The number of units leased was down by 16.5 per cent year on year, 7.2 per cent lower than the five-year average for the month of November.

Fewer HDB flats were leased in November, falling by 15.2 per cent to an estimated 1,691 units, reversing the increase in October.

Rental volumes in the HDB market dropped by 10 per cent year on year, and were 10.9 per cent lower than the five-year average for the month of November.

OrangeTee & Tie senior vice-president of research and analytics Christine Sun said rental demand has been contracting due to escalating rents and declining rental stock. “Tenants are signing longer leases, which will progressively lead to fewer homes available for rent,” she said.

A seasonal slowdown during the holiday period may have caused leasing transactions to dip, as there were fewer house viewings, she added.

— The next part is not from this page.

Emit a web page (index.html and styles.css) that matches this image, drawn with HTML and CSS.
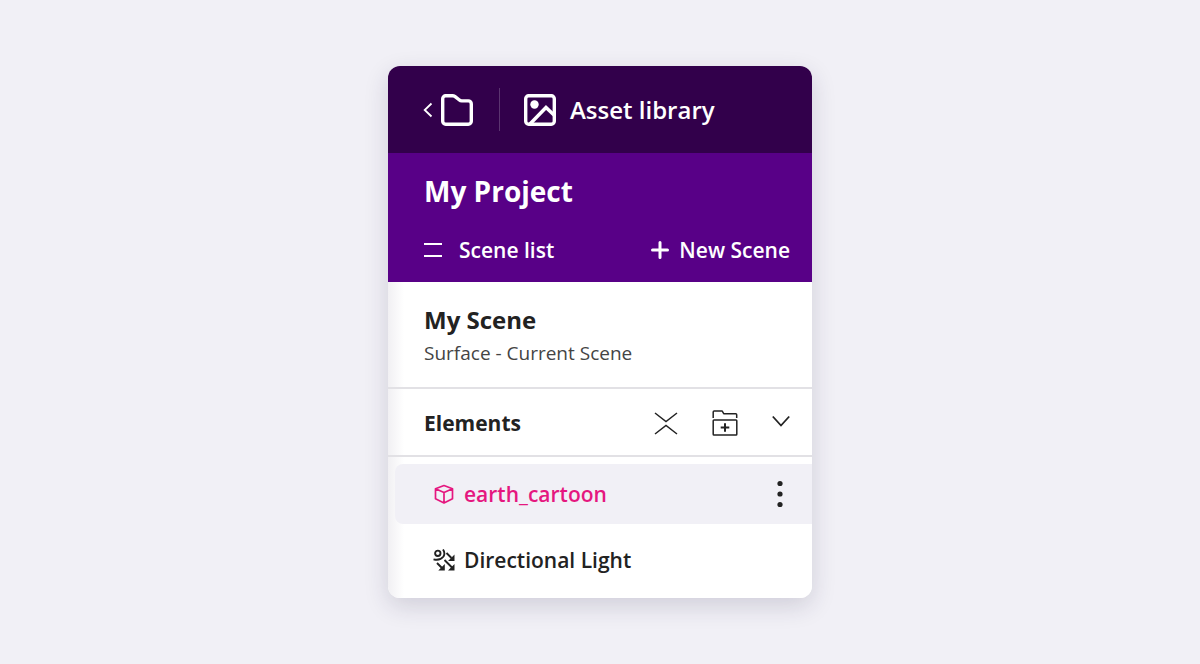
FILE: index.html
```html
<!DOCTYPE html>
<html lang="en">
<head>
    <meta charset="UTF-8">
    <meta name="viewport" content="width=device-width, initial-scale=1.0">
    <title>My Project</title>
    <link rel="stylesheet" href="styles.css">
</head>
<body>
    <main class="panel">
        <header class="topbar">
            <button class="back_btn" type="button" aria-label="Back to projects">
                <svg width="10" height="16" viewBox="0 0 10 16" fill="none" stroke="currentColor" stroke-width="1.8">
                    <path d="M8.5 1.5L1.7 8l6.8 6.5"/>
                </svg>
                <svg width="32" height="32" viewBox="0 0 32 32" fill="none" stroke="currentColor" stroke-width="3.4" stroke-linejoin="round">
                    <path d="M1.7 4.7a3 3 0 0 1 3-3h6.800q1.300 0 2.300.7l4.600 3.600q1 .9 2.300.9h6.600a3 3 0 0 1 3 3v17.400a3 3 0 0 1-3 3h-22.600a3 3 0 0 1-3-3z"/>
                </svg>
            </button>
            <button class="library_btn" type="button">
                <svg width="32" height="32" viewBox="0 0 32 32" fill="none" stroke="currentColor" stroke-width="3.4">
                    <rect x="1.7" y="1.7" width="28.6" height="28.6" rx="3"/>
                    <circle cx="10.5" cy="10.5" r="4.2" fill="currentColor" stroke="none"/>
                    <path d="M6 30L22 13.5l8.5 8"/>
                </svg>
                Asset library
            </button>
        </header>

        <section class="project">
            <h1>My Project</h1>
            <div class="project_actions">
                <button class="scene_list_btn" type="button">
                    <svg width="18" height="16" viewBox="0 0 18 16" stroke="currentColor" stroke-width="2">
                        <path d="M0 2h18M0 14h18"/>
                    </svg>
                    Scene list
                </button>
                <button class="new_scene_btn" type="button">
                    <svg width="18" height="18" viewBox="0 0 18 18" stroke="currentColor" stroke-width="3" stroke-linecap="round">
                        <path d="M9 1.5v15M1.5 9h15"/>
                    </svg>
                    New Scene
                </button>
            </div>
        </section>

        <div class="content">
            <section class="scene">
                <h2>My Scene</h2>
                <p>Surface - Current Scene</p>
            </section>

            <section class="elements_bar">
                <h3>Elements</h3>
                <button type="button" aria-label="Collapse all">
                    <svg width="24" height="24" viewBox="0 0 24 24" fill="none" stroke="currentColor" stroke-width="1.5">
                        <path d="M1 2l11 8.5L23 2M1 23l11-8.5L23 23"/>
                    </svg>
                </button>
                <button type="button" aria-label="New folder">
                    <svg width="26" height="26" viewBox="0 0 26 26" fill="none" stroke="currentColor" stroke-width="1.5" stroke-linejoin="round">
                        <path d="M1.2 8V2q0-1 1-1h8l1.500 2.700h12q1 0 1 1V8"/>
                        <rect x="1.2" y="10" width="23.6" height="15" rx=".8"/>
                        <path d="M13 13.2v8.600M8.700 17.500h8.600" stroke-width="2"/>
                    </svg>
                </button>
                <button type="button" aria-label="Toggle elements">
                    <svg width="18" height="18" viewBox="0 0 18 18" fill="none" stroke="currentColor" stroke-width="1.8">
                        <path d="M.8 2.5L9 11.500l8.200-9"/>
                    </svg>
                </button>
            </section>

            <ul class="element_list">
                <li class="element selected">
                    <button class="element_name" type="button">
                        <svg width="22" height="22" viewBox="0 0 22 22" fill="none" stroke="currentColor" stroke-width="1.7" stroke-linejoin="round">
                            <path d="M11 2.5l8.500 3.200v10L11 20l-8.500-4.300v-10zM2.500 5.700L11 9.500l8.500-3.800M11 9.500V20"/>
                        </svg>
                        earth_cartoon
                    </button>
                    <button class="more_btn" type="button" aria-label="More options">
                        <svg width="6" height="28" viewBox="0 0 6 28" fill="currentColor">
                            <circle cx="3" cy="3.5" r="2.6"/>
                            <circle cx="3" cy="14" r="2.6"/>
                            <circle cx="3" cy="24.5" r="2.6"/>
                        </svg>
                    </button>
                </li>
                <li class="element">
                    <button class="element_name" type="button">
                        <svg width="22" height="22" viewBox="0 0 22 22" fill="none" stroke="currentColor" stroke-width="1.9">
                            <circle cx="4.8" cy="4.3" r="2.7"/>
                            <path d="M10 .5Q12.500 4 10.500 7.500Q7 12 .500 10.300"/>
                            <path d="M13.500 4l5 5M11.500 11l8 8M4 14l5 5"/>
                            <path d="M21.500 5.500v6.500h-6.500zM21.500 15v6.500h-6.500zM11.800 15v6.500h-6.500z" fill="currentColor" stroke="none"/>
                        </svg>
                        Directional Light
                    </button>
                </li>
            </ul>
        </div>
    </main>
</body>
</html>
```
FILE: styles.css
```css
* {
    box-sizing: border-box;
}

body {
    margin: 0;
    min-height: 100vh;
    display: flex;
    align-items: center;
    justify-content: center;
    background-color: #f1f0f6;
    color: #222;
    font-family: "Open Sans", "Noto Sans", sans-serif;
}

h1, h2, h3, p, ul {
    margin: 0;
    padding: 0;
}

svg {
    display: block;
    flex-shrink: 0;
}

button {
    display: flex;
    align-items: center;
    padding: 0;
    border: none;
    background: none;
    color: inherit;
    font: inherit;
    cursor: pointer;
}

.panel {
    width: 100%;
    max-width: 424px;
    border-radius: 12px;
    overflow: hidden;
    background-color: #fff;
    box-shadow: 0 8px 24px rgba(40, 30, 70, 0.16);
}

/* top bar */
.topbar {
    display: flex;
    align-items: center;
    padding: 22px 35px;
    background-color: #32004b;
    color: #fff;
}

.back_btn {
    gap: 8px;
    height: 43px;
    padding-right: 26px;
    border-right: 1px solid #5b3470;
}

.library_btn {
    gap: 14px;
    padding-left: 24px;
    font-size: 24px;
    line-height: 32px;
    font-weight: 600;
}

/* project */
.project {
    padding: 20px 22px 16px 36px;
    background-color: #580087;
    color: #fff;
}

.project h1 {
    font-size: 28px;
    line-height: 36px;
    font-weight: 700;
}

.project_actions {
    display: flex;
    justify-content: space-between;
    padding-top: 25px;
    font-size: 21px;
    line-height: 32px;
    font-weight: 600;
}

.scene_list_btn {
    gap: 17px;
}

.new_scene_btn {
    gap: 10px;
}

/* scene and elements */
.content {
    background: linear-gradient(to right, #f1f0f3, #fff 16px);
}

.scene {
    padding: 20px 36px 19px;
    border-bottom: 2px solid #e2e1e5;
}

.scene h2 {
    font-size: 24px;
    line-height: 36px;
}

.scene p {
    color: #444;
    font-size: 19px;
    line-height: 30px;
}

.elements_bar {
    display: flex;
    align-items: center;
    gap: 34px;
    padding: 18px 22px 16px 36px;
    border-bottom: 2px solid #e2e1e5;
}

.elements_bar h3 {
    flex: 1;
    font-size: 21px;
    line-height: 32px;
}

.element_list {
    padding: 7px 0 8px 7px;
    list-style: none;
}

.element {
    display: flex;
    align-items: center;
    justify-content: space-between;
    height: 60px;
    margin-bottom: 6px;
    padding: 0 29px 0 38px;
    border-radius: 8px 0 0 8px;
}

.element:last-child {
    margin-bottom: 0;
}

.element_name {
    gap: 9px;
    font-size: 21px;
    line-height: 32px;
    font-weight: 600;
}

.selected {
    background-color: #f1f0f6;
}

.selected .element_name {
    color: #e5177f;
}
```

Mr Yip noted that there were more renewals of leases for condos than new leases in November, dampening condo rental transactions.

The drop in the HDB market could be due to more Malaysians not renewing their leases and going back to commuting daily across the Causeway, he added.

Ms Sun said fewer flats will reach their minimum occupation period in 2023, which may result in fewer homes being put up for lease.

But Mr Mak noted that there could be some relief for condo tenants, as about 18,200 private residential units are expected to be completed in 2023, double the number in 2022.

Mr Yip said less upbeat economic conditions in 2023 will likely slow down hiring in some sectors, which may reduce rental demand.

Prices, however, may rise as the increase in property tax could result in landlords passing on some of the costs to tenants, he added.

Mr Mak expects the steady leasing demand to drive rental rates higher in 2023, but at a slower pace compared with 2022 due to economic headwinds.

“The high rental rates could be the market’s worst enemy as they gradually reduce demand. Hence, rental rates could stabilise in late 2023 or early 2024, and could start to correct after that,” he added.